Schools stay divided on education plan
The devil seems to be in the detail of the Government's flagship education policy, as opinion in schools remains divided.
Investing in Educational Success (IES) is a $359 million policy announced in January, which would include schools collaborating in groups, new teaching and leadership roles and a teacher-led innovation fund.
Education minister Hekia Parata says every effort has been made to include and inform the sector but many Waikato principals say they still want more detail on how the policy will play out.
NZEI union members yesterday cast the final votes on whether to reject the policy or negotiate on it.
Parata, who was in Hamilton yesterday, said the outcome of the vote was expected early next week. "That's nothing I can have influence over. We're just waiting to hear."
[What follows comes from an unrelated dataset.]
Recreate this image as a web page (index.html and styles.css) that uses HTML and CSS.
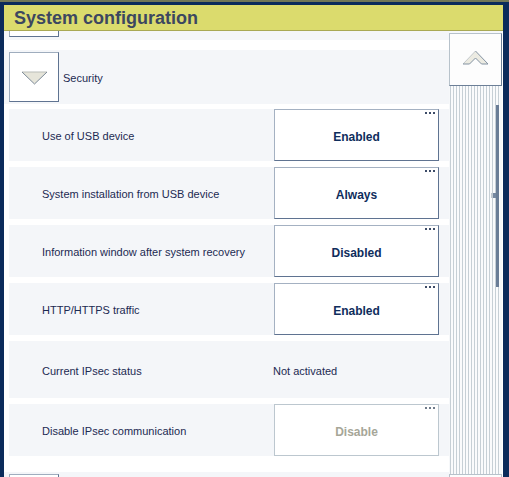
FILE: index.html
```html
<!DOCTYPE html>
<html>
<head>
<meta charset="utf-8">
<title>System configuration</title>
<link rel="stylesheet" href="styles.css">
</head>
<body>
<div class="window">
  <header class="titlebar"><h1>System configuration</h1></header>
  <div class="main">
    <div class="content">
      <div class="section partial"><div class="toggle cut"></div></div>
      <div class="section">
        <div class="toggle">
          <svg width="27" height="14" viewBox="0 0 27 14"><polygon points="1,1 26,1 13.5,13" fill="#e6e5da"/><path d="M1,1 L26,1" stroke="#b9bdb8" stroke-width="1"/><path d="M1,1 L13.5,13 L26,1" fill="none" stroke="#7c8a98" stroke-width="1"/></svg>
        </div>
        <span class="section-label">Security</span>
      </div>
      <div class="row">
        <span class="label">Use of USB device</span>
        <div class="value-btn"><span class="more"></span>Enabled</div>
      </div>
      <div class="row">
        <span class="label">System installation from USB device</span>
        <div class="value-btn"><span class="more"></span>Always</div>
      </div>
      <div class="row">
        <span class="label">Information window after system recovery</span>
        <div class="value-btn"><span class="more"></span>Disabled</div>
      </div>
      <div class="row">
        <span class="label">HTTP/HTTPS traffic</span>
        <div class="value-btn"><span class="more"></span>Enabled</div>
      </div>
      <div class="row tall">
        <span class="label">Current IPsec status</span>
        <span class="value-text">Not activated</span>
      </div>
      <div class="row">
        <span class="label">Disable IPsec communication</span>
        <div class="value-btn disabled"><span class="more"></span>Disable</div>
      </div>
      <div class="section next"><div class="toggle"></div></div>
    </div>
    <div class="scrollbar">
      <div class="scroll-up">
        <svg width="28" height="16" viewBox="0 0 28 16"><polygon points="1,14 13.5,1 26,14 19.5,14 13.5,8 7.5,14" fill="#ecebe2" stroke="none"/><path d="M1,14 L13.5,1" stroke="#c4c9cc" fill="none"/><path d="M13.5,1 L26,14 L19.5,14 L13.5,8 L7.5,14 L1,14" stroke="#8392a2" fill="none"/></svg>
      </div>
      <div class="track">
        <div class="thumb"><span class="grip"></span></div>
      </div>
      <div class="scroll-down"></div>
    </div>
  </div>
</div>
</body>
</html>
```
FILE: styles.css
```css
html, body {
  margin: 0;
  padding: 0;
}
body {
  width: 509px;
  height: 477px;
  overflow: hidden;
  background: #717757;
  font-family: "Liberation Sans", Arial, sans-serif;
}
.window {
  margin-top: 2px;
  height: 475px;
  background: #ffffff;
  border-top: 3px solid #0b2b5b;
  border-left: 4px solid #0b2b5b;
  border-right: 6px solid #0b2b5b;
  box-sizing: border-box;
  display: flex;
  flex-direction: column;
}
.titlebar {
  height: 25px;
  background: #dbdb6d;
  border-bottom: 1px solid #a9a955;
  flex: none;
}
.titlebar h1 {
  margin: 0;
  padding: 2px 0 0 10px;
  line-height: 23px;
  font-size: 18px;
  font-weight: bold;
  color: #3c4760;
}
.main {
  flex: 1;
  display: flex;
  min-height: 0;
}
.content {
  width: 445px;
  flex: none;
  overflow: hidden;
  display: flex;
  flex-direction: column;
  background: #ffffff;
}
.section {
  flex: none;
  height: 54px;
  background: #f4f6f9;
  display: flex;
  align-items: flex-start;
  padding: 2px 5px;
  box-sizing: border-box;
  margin-top: 10px;
}
.section.partial {
  height: 9px;
  margin-top: 0;
  padding: 0 5px;
}
.section.next {
  margin-top: 16px;
}
.toggle {
  width: 50px;
  height: 50px;
  box-sizing: border-box;
  background: #ffffff;
  border: 1px solid #9fadbe;
  border-right-color: #5f7391;
  border-bottom-color: #5f7391;
  display: flex;
  align-items: center;
  justify-content: center;
  flex: none;
}
.toggle svg {
  margin-top: 2px;
}
.toggle.cut {
  height: 6px;
  border-top: none;
}
.section-label {
  align-self: center;
  margin-left: 4px;
  padding-top: 2px;
  font-size: 11px;
  color: #1c2a52;
}
.row {
  flex: none;
  margin: 5px 0 0 5px;
  height: 52px;
  background: #f4f6f9;
  display: flex;
  align-items: center;
}
.row + .row {
  margin-top: 6px;
}
.row.tall {
  height: 57px;
}
.row.tall + .row {
  margin-top: 6px;
}
.label {
  width: 265px;
  box-sizing: border-box;
  padding: 2px 0 0 33px;
  font-size: 11px;
  color: #1c2a52;
  flex: none;
}
.value-text {
  margin-left: -1px;
  padding-top: 2px;
  font-size: 11px;
  color: #1c2a52;
}
.value-btn {
  position: relative;
  width: 165px;
  height: 52px;
  box-sizing: border-box;
  padding-top: 3px;
  background: #ffffff;
  border: 1px solid #a4b1c2;
  border-right-color: #5f7391;
  border-bottom-color: #5f7391;
  display: flex;
  align-items: center;
  justify-content: center;
  font-size: 12px;
  font-weight: bold;
  color: #0f2d5c;
}
.value-btn.disabled {
  border-color: #bcc7cf;
  color: #a6a698;
}
.more {
  position: absolute;
  top: 2px;
  right: 3px;
  width: 10px;
  height: 2px;
  background: linear-gradient(to right, #3d4c68 0 2px, transparent 2px 4px, #3d4c68 4px 6px, transparent 6px 8px, #3d4c68 8px 10px);
}
.value-btn.disabled .more {
  background: linear-gradient(to right, #6e7a8a 0 2px, transparent 2px 4px, #6e7a8a 4px 6px, transparent 6px 8px, #6e7a8a 8px 10px);
}
.scrollbar {
  width: 53px;
  flex: none;
  display: flex;
  flex-direction: column;
  padding-top: 2px;
  box-sizing: border-box;
  background: #f6f8fa;
}
.scroll-up {
  flex: none;
  height: 53px;
  box-sizing: border-box;
  background: #fdfdfd;
  border: 1px solid #b7c2cb;
  border-right-color: #6c7f97;
  border-bottom-color: #6c7f97;
  display: flex;
  align-items: center;
  justify-content: center;
}
.scroll-up svg {
  margin-top: -3px;
  margin-left: 1px;
}
.track {
  flex: 1;
  margin: 0 2px 0 1px;
  background: repeating-linear-gradient(to right, #c6cfd5 0 1px, #fafbfc 1px 3px);
  display: flex;
  flex-direction: column;
  align-items: flex-end;
  padding-top: 19px;
}
.thumb {
  position: relative;
  width: 3px;
  height: 182px;
  margin-right: 1px;
  background: #6a7d96;
}
.grip {
  position: absolute;
  top: 88px;
  left: -5px;
  width: 5px;
  height: 5px;
  background: linear-gradient(to right, #c0c8d0 0 2px, #7588a0 2px 5px);
}
.scroll-down {
  flex: none;
  height: 2px;
  border: 1px solid #b7c2cb;
  border-bottom: none;
  background: #fdfdfd;
}
```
Bargaining was already underway with the PPTA.
The recurring theme among Waikato principals is a thirst for more information on the nuts and bolts of the policy.
Parata said detail was "freely available to the level it has been developed to so far.
"The reason why we can't say definitively ‘This is it' is because we're consulting with the very people that they're wanting us to consult with. So it's a process," she said.
Recommendations from a sector working group - including both teacher unions, different schooling levels and ethnic groups - had been worked on since May.
They included areas such as how communities would be defined and how tailored "achievement challenges" would be set and assessed.
Decisions on the policy had been published and meetings had been held around the country, Parata said.
Hillcrest High School principal Kelvin Whiting liked the concept of collaboration and said he was open to considering the policy.
"If there's opportunities with funding and resourcing that the Government is prepared to put into education in regard to raising student achievement then we're all supportive of that," he said.
"It's in the detail, really, about how it's going to actually work when the rubber hits the road."
But Waikato Principals' Association president John Coulam said he felt the proposal was being sped through.
"It's just typical. They create the policy and then they start working out the detail."
About half of the principals Coulam had spoken to felt they had enough information to work with the policy and the other half were opposed.
He said the ministry's plan to seek expressions of interest was putting the cart before the horse.
"What are you expressing an interest in if you don't know all the detail?"
Parata said the ministry had received indications from between 200 and 300 schools.
And there could be a "basket of measures" for success under IES, Parata said.
"National standards and NCEA progress, absolutely they'll be part of it. . . but they will not be the only ones."
Success measures would depend on the achievement challenges, which could be areas such as foundation literacy and numeracy or student attendance.
Deanwell School principal Pat Poland was relieved and said using national standards to measure success would be "a farce".
But he said sector consultation on IES wasn't genuine.
"The decisions have been pretty much made."